MR. GIFFEN, in the able paper which he has contributed to this month's Contemporary on Trade Depression, leaves us in one perplexity. If his theory, which is also Mr. Goschen's, as to the fall in prices is correct—and of its correctness in the main we have no doubt—we do not see why the fall should not go on till a range of prices has been reached unheard of in our time. He maintains, and, as we think, proves, that what is called the " depression " in trade, is in a great degree imaginary. There has been a decline in the amount of business done by the nation, but it is comparatively trifling, a mere fluctuation, such as has repeatedly occurred, and much less severe than that which followed 1866. The foreign trade of the country has declined by six per cent., the goods traffic of the Railways by about one and a half per cent., and the production. of pig-iron by ten per cent., but the remaining reductions are nearly imperceptible. There is no reason, as regards the general volume of business done, for the existing outcry, which is due almost exclusively to a different 031153. There has been a fall in prices which has astounded, and, in some cases, ruined, the oldest calculators, and which apparently proceeds from some general and far-reaching cause, and which all over the world has brought values down to a figure previously unknown. The following table shows in a way every one can understand the range, the continuousness, and the extent of this fall in the great articles of consumption : PRICES OF LEADING WHOLESALE COMMODITIES IN JANUARY, 1873, 1879, 1883, AND 1885, COMPARED.

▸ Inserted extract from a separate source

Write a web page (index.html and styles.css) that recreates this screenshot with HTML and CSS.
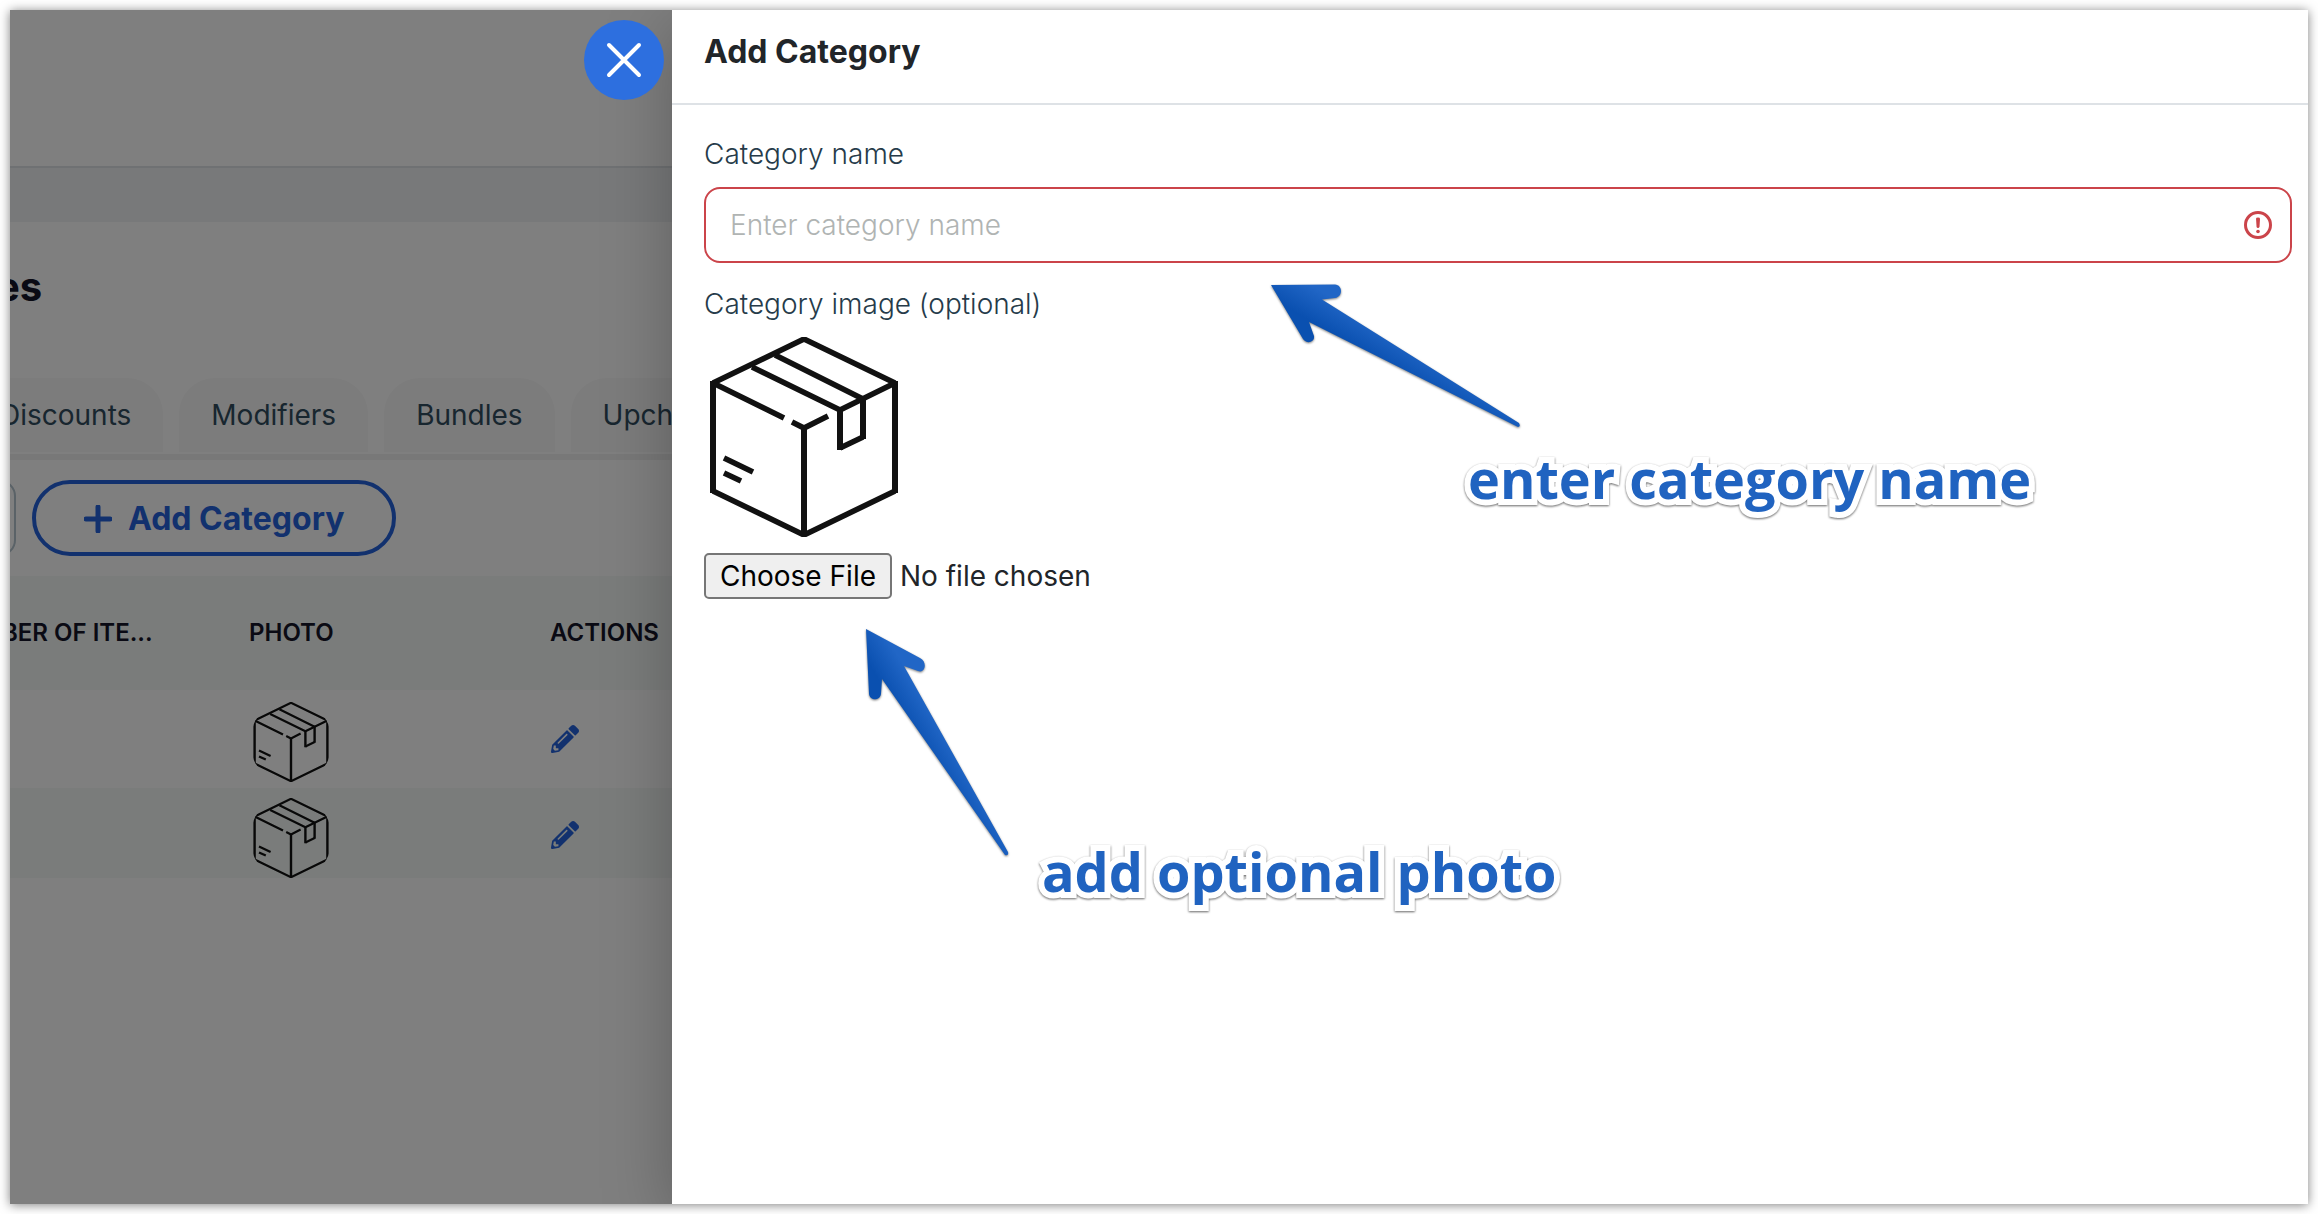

A fall like this, as Mr. Giffen points out, frightens even experienced dealers, who, though they expect fluctuations, are not prepared for catastrophes ; and, by raising the impression that calculation is futile, embitters and depresses them even more than their losses do. They feel as if fate were against them, and actually, in some trades-notably copper-refuse to make calculations, declaring publicly that something has happened to copper, and that their experience is of no value. Moreover, though Mr. Giffen does not mention this, the fall dismays the classes most able to proclaim their sufferings aloud. The country suffers nothing from it, for the distributor and consumer reap between them the whole benefit ; but the producers feel as if the heavens had suddenly been overcast. Every owner of arable land, every tropical planter, every holder of mining property, and every wool-grower has become poorer, often to a ruinous extent, and sees no prospect except of becoming poorer still. Take, as two wellknown illustrations, the position of men who hold shares in Australian sheep-runs, or in the smaller copper-mines. The former have been docked of half their receipts, the latter of all, for the fall in copper has passed the point at which profit is obtainable. Naturally all these classes cry aloud, swell the volume of the dealers' complaints, and declare that the country, which is quite unhurt, is rapidly progressing towards ruin. There has been in truth a vast transfer of property to the multitude at the expense of proprietors, and they cannot endure the process. Every man who wants copper gets it at half the price he paid in '73, and while he is silent, or perhaps even ignorant-for the coppersmith pockets much of the difference-the seller of copper cries with alarm.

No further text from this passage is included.